Gizlice röntgen çektirdik

“Daha sonraki dönemde gelip, ’Düzeliyorsunuz, iyi gidiyorsunuz’şeklinde her gün aynı tür kontroller yaptılar. Bu durum yaklaşık 3 ay sürdü. Biz, Bülent Ecevit’in evde gündüz herhangi bir rahatsızlığı ve hastalığı olmadığını gördüğümüz halde, doktorlar ısrarla kendisinin çok hastalığı varmış gibi davrandı... Bu durumun devam etmesi üzerine, Rahşan hanıma, bir ortopedist arkadaşımın olduğunu, onu çağırıp bir kontrol ettirelim dedim.

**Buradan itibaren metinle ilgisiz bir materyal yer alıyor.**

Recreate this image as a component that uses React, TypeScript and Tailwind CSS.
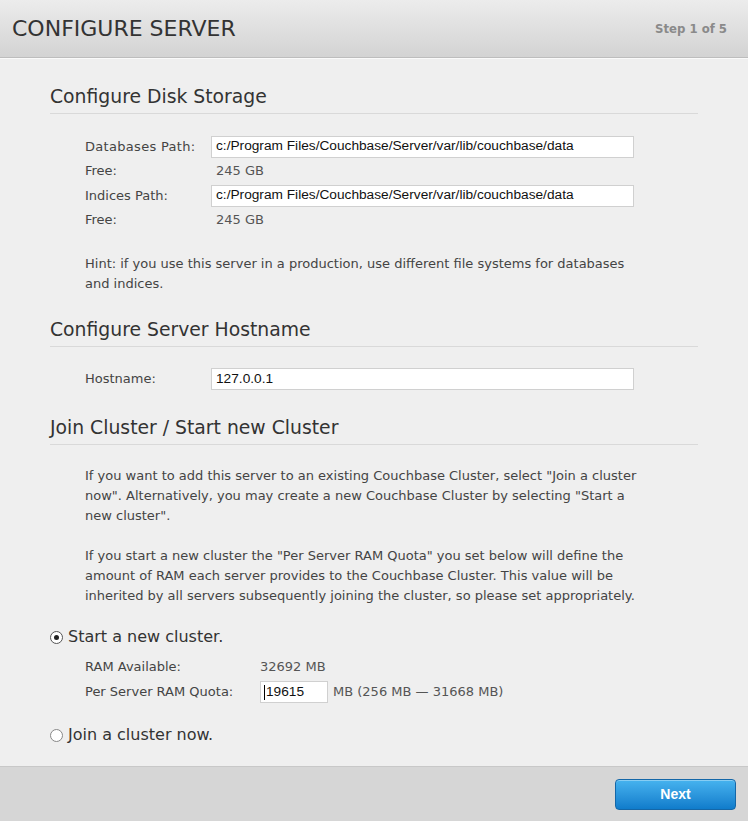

Bu konuyu Bülent Ecevit’e açtık. Onun da uygun görmesi üzerine, benim arkadaşım olan, Mücahit Pehlivan’ı gizli olarak eve getirdik. Pehlivan, kendisi muayene ettikten sonra herhangi bir hastalığının olmadığını, omurga çökmesinin iyileştiğini söyledi. Muayene ettiği kişinin Başbakan olduğu, lafla bu tür şeylerin söylenip, ileride herhangi bir sıkıntı olduğunda ciddi bir spekülasyona yol açacağını söyleyince, gece gizlice bir özel hastanenin seyyar röntgen cihazlarını alıp eve getirdi. Filmi çekti ve orada da aynı şekilde hastalığın tamamen iyileştiği, hiçbir sıkıntı olmayacağı, ama yine de hareketlerine dikkat etmesinin gerektiği kendisine ince, kibar ve ufak bir korse takması söylendi. Bu arada Bülent Ecevit ara ara dışarı çıkmaya başladı. Dışarı çıktığı zamanlarda doktorlar sürekli beni arayıp, ’Niye çıkarıyorsunuz, bir şey olursa sorumluluğu kim alacak’şeklinde yoğun baskı oluşturdu.”